### GOAL
Show all lines holding "screenshot".

Pages as source code:
··········
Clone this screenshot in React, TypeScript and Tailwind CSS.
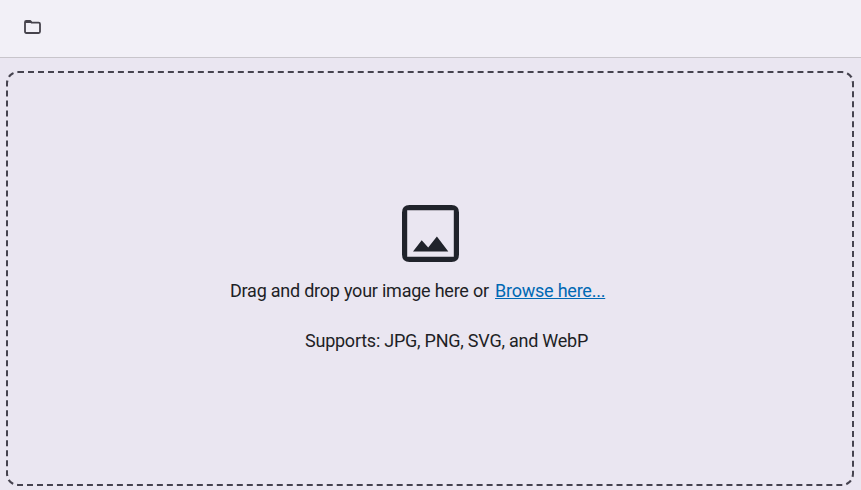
export default function App() {
  return (
    <div className="flex h-[490px] w-[861px] flex-col overflow-hidden bg-[#eae6f1] font-[Roboto,sans-serif] text-[#1e1f26]">
      <header className="flex h-[58px] shrink-0 items-start border-b border-[#c8c5cb] bg-[#f2f0f7] pt-[20px] pl-[24px]">
        <svg className="h-[14px] w-[17px]" viewBox="0 0 17 14" fill="none">
          <path d="M1 3V2.2Q1 1 2.2 1H6.4L7.6 2.6H14.6Q16 2.6 16 4V11.6Q16 13 14.6 13H2.4Q1 13 1 11.6V3Z" stroke="#46434c" strokeWidth="1.8" strokeLinejoin="round" />
          <path d="M1 1H7L8 3H1Z" fill="#46434c" />
        </svg>
      </header>
      <main className="mt-[13px] ml-[6px] h-[415px] w-[848px] rounded-[12px] border-2 border-dashed border-[#46434f]">
        <div className="pt-[132px] pl-[394px]">
          <svg className="block h-[57px] w-[57px]" viewBox="0 0 57 57" fill="#20232b">
            <path fillRule="evenodd" d="M7.5 0H49.5Q57 0 57 7.5V49.5Q57 57 49.5 57H7.5Q0 57 0 49.5V7.5Q0 0 7.5 0ZM5.2 5.2V51.8H51.8V5.2Z" />
            <path d="M11 46.5L19.7 35.2L26.2 42.6L34.9 31.5L46.3 46.5Z" />
          </svg>
        </div>
        <p className="mt-[17px] ml-[222px] text-[18px] leading-[24px] tracking-[-0.23px]">Drag and drop your image here or <a className="ml-[2px] text-[#0069b4] underline">Browse here...</a></p>
        <p className="mt-[26px] ml-[297px] text-[18px] leading-[24px] tracking-[-0.24px]">Supports: JPG, PNG, SVG, and WebP</p>
      </main>
    </div>
  );
}
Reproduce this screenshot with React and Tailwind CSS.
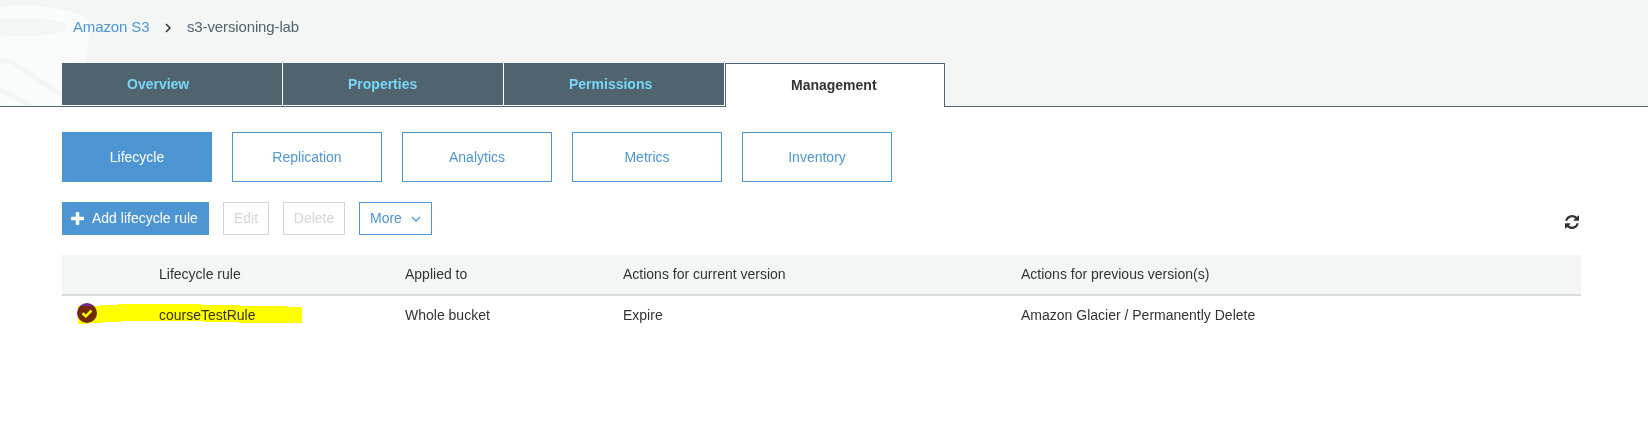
const primaryTabs = [
  { label: "Overview" },
  { label: "Properties" },
  { label: "Permissions" },
];

const sections = ["Lifecycle", "Replication", "Analytics", "Metrics", "Inventory"];

function BucketArt() {
  return (
    <svg className="absolute left-0 top-0" width="100" height="106" viewBox="0 0 100 106" fill="none">
      <path d="M0 7C10 6 20 5.500 30 6C62 7 90 14 90 26L85 63V106H0Z" fill="#fafcfb" />
      <path d="M0 19C8 18 18 17.500 28 18C50 18.500 67 22 67 27C67 32 50 36 28 36C18 36 8 36 0 35Z" fill="#f4f6f6" />
      <path d="M-2 62C5 60 9 60 14 63L66 98" stroke="#f4f6f6" strokeWidth="5" />
      <path d="M-2 88L32 107" stroke="#f4f6f6" strokeWidth="5" />
    </svg>
  );
}

function PlusIcon() {
  return (
    <svg width="13" height="13" viewBox="0 0 1408 1408" fill="currentColor">
      <path d="M1408 608v192q0 40-28 68t-68 28h-416v416q0 40-28 68t-68 28h-192q-40 0-68-28t-28-68v-416h-416q-40 0-68-28t-28-68v-192q0-40 28-68t68-28h416v-416q0-40 28-68t68-28h192q40 0 68 28t28 68v416h416q40 0 68 28t28 68z" />
    </svg>
  );
}

function RefreshIcon() {
  return (
    <svg width="14" height="14" viewBox="0 0 1536 1536" fill="currentColor">
      <path d="M1511 928q0 5-1 7-64 268-268 434.500t-478 166.500q-146 0-282.500-55t-243.500-157l-129 129q-19 19-45 19t-45-19-19-45v-448q0-26 19-45t45-19h448q26 0 45 19t19 45-19 45l-137 137q71 66 161 102t187 36q134 0 250-65t186-179q11-17 53-117 8-23 30-23h192q13 0 22.500 9.500t9.500 22.500zm25-800v448q0 26-19 45t-45 19h-448q-26 0-45-19t-19-45 19-45l138-138q-148-137-349-137-134 0-250 65t-186 179q-11 17-53 117-8 23-30 23h-199q-13 0-22.500-9.500t-9.500-22.500v-7q65-268 270-434.500t480-166.500q146 0 284 55.500t245 156.500l130-129q19-19 45-19t45 19 19 45z" />
    </svg>
  );
}

export default function App() {
  return (
    <div className="h-[434px] w-full overflow-hidden bg-white font-['Liberation_Sans',Arial,sans-serif] text-[14px] leading-5 text-[#333]">
      <header className="relative flex h-[107px] flex-col justify-between border-b border-[#506470] bg-[#f4f6f6]">
        <BucketArt />
        <nav className="relative flex items-center pl-[73px] pt-[17px] text-[15px] tracking-[-0.13px]">
          <a className="w-[77px] whitespace-nowrap text-[#4e95d4]">Amazon S3</a>
          <svg className="ml-[15px] mt-px" width="7" height="10" viewBox="0 0 7 10" fill="none">
            <path d="M1 1L5 5L1 9" stroke="#333" strokeWidth="1.5" />
          </svg>
          <span className="ml-[15px] text-[#506470]">s3-versioning-lab</span>
        </nav>
        <div className="relative -mb-px flex h-11 pl-[62px] font-bold">
          {primaryTabs.map((tab) => (
            <div key={tab.label} className="mb-px h-[43px] w-[221px] border-b border-r border-white bg-[#506470] pl-[65px] pt-[11px] text-[#78d6f6]">
              {tab.label}
            </div>
          ))}
          <div className="h-11 w-[220px] border-x border-t border-[#506470] bg-white pl-[65px] pt-[11px]">Management</div>
        </div>
      </header>

      <main className="pl-[62px] pt-[25px]">
        <div className="flex gap-5">
          {sections.map((name, i) => (
            <button
              key={name}
              className={
                i === 0
                  ? "h-[50px] w-[150px] border border-[#4e95d4] bg-[#4e95d4] text-white"
                  : "h-[50px] w-[150px] border border-[#4e95d4] text-[#4e95d4]"
              }
            >
              {name}
            </button>
          ))}
        </div>

        <div className="mt-5 flex h-[33px] w-[1519px] items-stretch">
          <button className="flex w-[147px] items-center bg-[#4e95d4] pb-px pl-[9px] text-white">
            <PlusIcon />
            <span className="ml-2 whitespace-nowrap">Add lifecycle rule</span>
          </button>
          <button className="ml-[14px] w-[46px] border border-[#d5d5d5] pb-0.5 text-[#d5d5d5]">Edit</button>
          <button className="ml-[14px] w-[62px] border border-[#d5d5d5] pb-0.5 text-[#d5d5d5]">Delete</button>
          <button className="ml-[14px] flex w-[73px] items-center border border-[#4e95d4] pb-px pl-[10px] text-[#4e95d4]">
            More
            <svg className="ml-[9px] mt-px" width="10" height="6" viewBox="0 0 10 6" fill="none">
              <path d="M1 1L5 5L9 1" stroke="currentColor" strokeWidth="1.3" />
            </svg>
          </button>
          <div className="ml-auto mr-0.5 mt-[13px]">
            <RefreshIcon />
          </div>
        </div>

        <div className="relative mt-5 w-[1519px]">
          <div className="grid h-[41px] grid-cols-[97px_246px_218px_398px_1fr] border-b-2 border-[#dadbdb] bg-[#f4f6f6] pt-[9px]">
            <span />
            <span>Lifecycle rule</span>
            <span>Applied to</span>
            <span>Actions for current version</span>
            <span>Actions for previous version(s)</span>
          </div>
          <div className="grid h-10 grid-cols-[97px_246px_218px_398px_1fr] pt-[9px]">
            <span className="-mt-[2px] pl-[15px]">
              <svg width="20" height="20" viewBox="0 0 20 20" fill="none">
                <circle cx="10" cy="10" r="10" fill="#702a8c" />
                <path d="M5.500 10.200L8.800 13.300L14.500 7.500" stroke="white" strokeWidth="2.600" />
              </svg>
            </span>
            <span>courseTestRule</span>
            <span>Whole bucket</span>
            <span>Expire</span>
            <span>Amazon Glacier / Permanently Delete</span>
          </div>
          <svg className="absolute left-[15px] top-[48px] mix-blend-multiply" width="226" height="22" viewBox="77 303 226 22">
            <path
              d="M78 306H101V305H118V304H201V305H240V306H287V307H302V323H239V322H204V321H121V322H102V323H88V324H78Z"
              fill="#ffff00"
            />
          </svg>
        </div>
      </main>
    </div>
  );
}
··········
### RESPONSE
Clone this screenshot in React, TypeScript and Tailwind CSS.
Reproduce this screenshot with React and Tailwind CSS.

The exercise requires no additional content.